We also have to look at restructuring the club with more volunteers and ways of raising more income through sponsorship and events, involving the Terras Trust and the Supporters’ Club.
We have to look at things as diverse as setting season ticket prices and finding a new manager who can work within very strict and frugal guidelines.
We are not short of ideas, and neither are the fans who contact us, to whom we are grateful. But what is really needed are people willing to give their time and effort to implement those ideas free of charge, rather than simply expecting the board and the hard-pressed club staff to carry them out.
With the recent share sale disappointing, we need, quite simply, fund-raising ideas from people willing to do that fund-raising. We can only hope – if we as a board can see the way ahead, that is and still exist after this week – that season ticket sales are healthy.
But as well as our loyal fans, who have been magnificent in sticking with the club, we need local businessmen with an interest in the club to play a part in that, both commercially and with moral support.
There are some who may think they could do better. They are welcome to approach us with a view to joining us or even taking over the running of the club from us if they are so inclined.
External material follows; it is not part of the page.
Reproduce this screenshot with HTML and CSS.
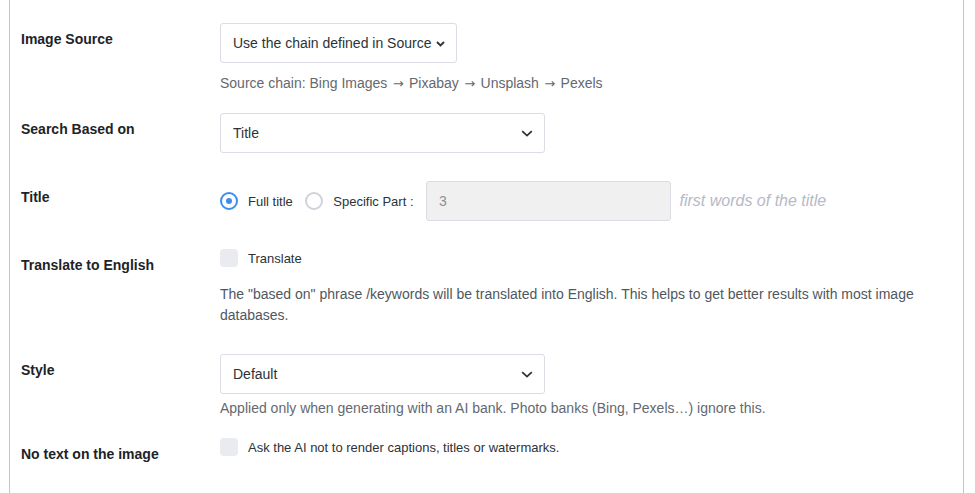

In addition, we hope that Morgan Sindall, the company who now own the land surrounding the Wessex Stadium, will see fit to help out the club to protect their acquisition.
If all these things do not come to pass, there may not be much of a club for Morgan Sindall’s subsidiary, the Wessex Delivery Partnership, to build a new stadium for.
What the new board do not need is what has dogged us for the last month. There are clearly disaffected people out there who have made our life difficult, people gossiping and sniping anonymously on message boards, egged on by the previous factions who have brought the club to this desperate state.
They are not doing the club any good but then we should beware the background presence of predators who seem to want us, and the club to fail so that then they can pick over the carcass.
You cannot blame people if they do not want to serve the club in such an atmosphere. We can take criticism and comment – it is the lifeblood of the game, after all – but people should at least be aware that the current directors are on board without pay or vested interests to take hard decisions for the good of the club, not themselves, and will do so because they want to see it survive and prosper.
First we have to examine this week whether it is feasible to implement a new phase of a rescue plan towards financial realism, with a cash injection from somewhere then practical help.
Then, there needs to be a change in attitudes and mood. For if we do not recreate a happy club and respect for each other and what the club is seeking to achieve, then what is it worth keeping alive for?